* _Raw data_:
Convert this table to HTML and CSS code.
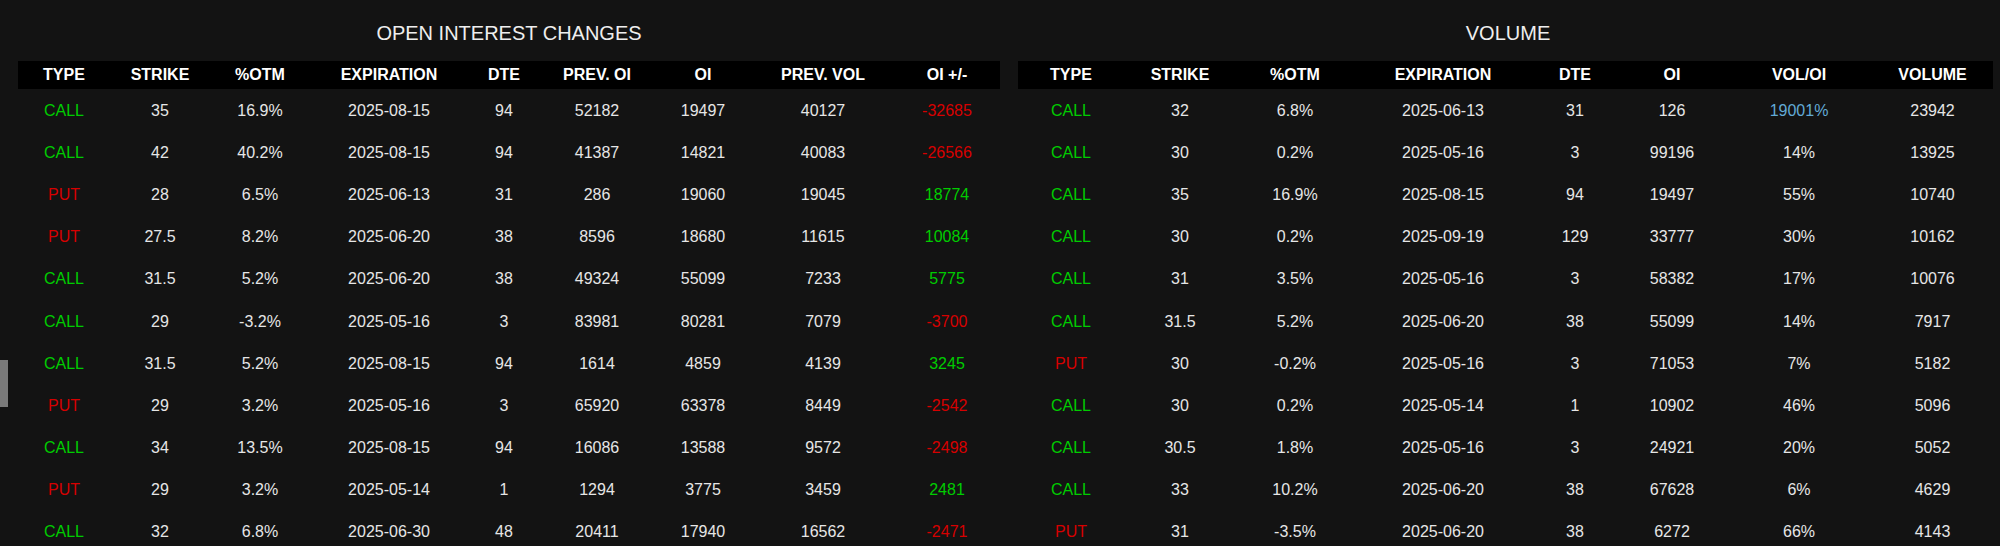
* * *
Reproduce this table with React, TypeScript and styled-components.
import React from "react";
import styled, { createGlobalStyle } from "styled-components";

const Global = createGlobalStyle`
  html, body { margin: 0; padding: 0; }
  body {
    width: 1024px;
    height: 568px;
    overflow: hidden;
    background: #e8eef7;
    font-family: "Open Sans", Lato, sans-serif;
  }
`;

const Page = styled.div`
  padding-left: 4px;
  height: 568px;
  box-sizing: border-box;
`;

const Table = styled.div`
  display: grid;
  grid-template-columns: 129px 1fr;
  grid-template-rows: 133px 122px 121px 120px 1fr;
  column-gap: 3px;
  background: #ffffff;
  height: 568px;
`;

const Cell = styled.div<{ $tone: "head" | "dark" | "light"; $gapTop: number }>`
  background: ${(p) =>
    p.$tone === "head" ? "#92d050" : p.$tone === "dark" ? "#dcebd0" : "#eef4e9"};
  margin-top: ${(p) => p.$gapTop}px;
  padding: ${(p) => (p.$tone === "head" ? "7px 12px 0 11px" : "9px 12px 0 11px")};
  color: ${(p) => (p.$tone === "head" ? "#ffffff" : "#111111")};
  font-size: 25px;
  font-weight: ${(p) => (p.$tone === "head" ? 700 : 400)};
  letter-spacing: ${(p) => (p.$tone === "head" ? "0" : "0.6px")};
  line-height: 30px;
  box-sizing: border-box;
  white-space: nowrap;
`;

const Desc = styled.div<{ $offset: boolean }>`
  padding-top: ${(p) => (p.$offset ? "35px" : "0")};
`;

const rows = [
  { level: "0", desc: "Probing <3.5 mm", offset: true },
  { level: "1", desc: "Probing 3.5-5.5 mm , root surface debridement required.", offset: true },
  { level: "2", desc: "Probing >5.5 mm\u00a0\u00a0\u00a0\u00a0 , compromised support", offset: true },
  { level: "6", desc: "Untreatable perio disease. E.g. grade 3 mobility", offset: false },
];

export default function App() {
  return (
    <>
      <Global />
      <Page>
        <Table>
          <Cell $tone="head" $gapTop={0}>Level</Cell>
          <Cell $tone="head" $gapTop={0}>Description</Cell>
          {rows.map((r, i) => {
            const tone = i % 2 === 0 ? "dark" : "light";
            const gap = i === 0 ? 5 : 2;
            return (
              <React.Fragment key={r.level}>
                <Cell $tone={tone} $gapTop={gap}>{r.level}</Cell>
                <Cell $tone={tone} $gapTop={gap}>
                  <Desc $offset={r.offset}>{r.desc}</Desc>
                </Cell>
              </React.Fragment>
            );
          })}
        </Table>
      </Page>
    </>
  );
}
...
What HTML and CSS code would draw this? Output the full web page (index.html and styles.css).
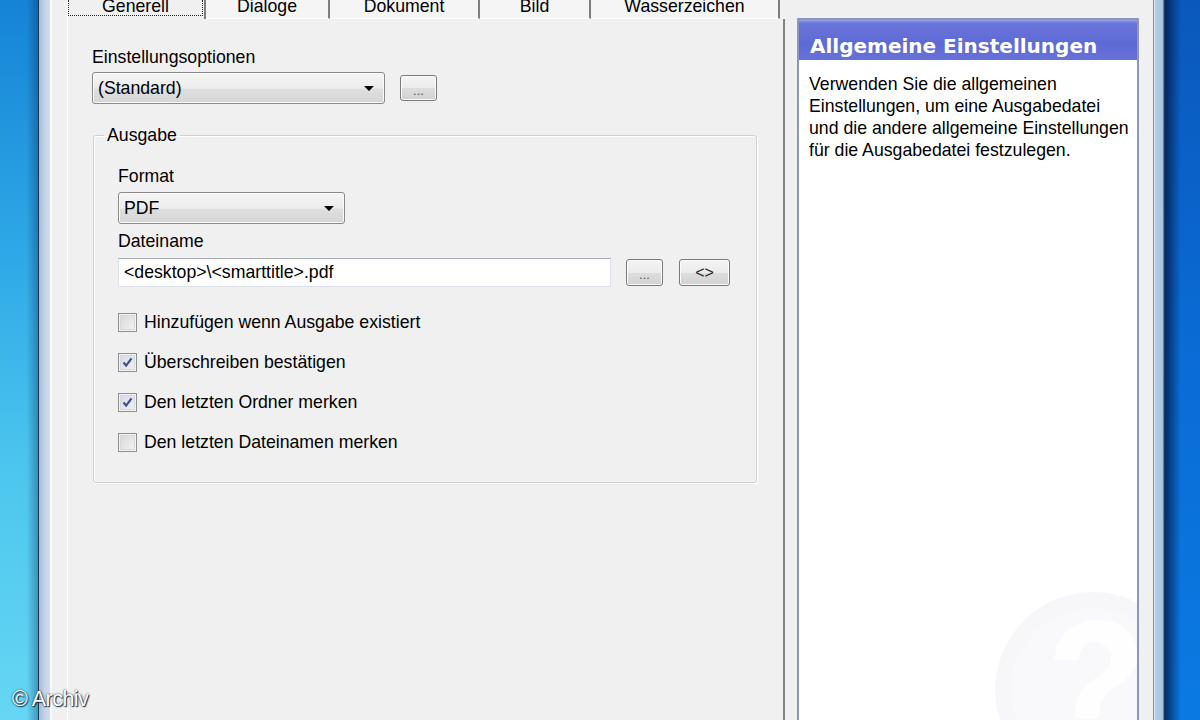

* _Goal_: Look through the material and say how many lines hold "this". Give the number only.

* _Response_: 3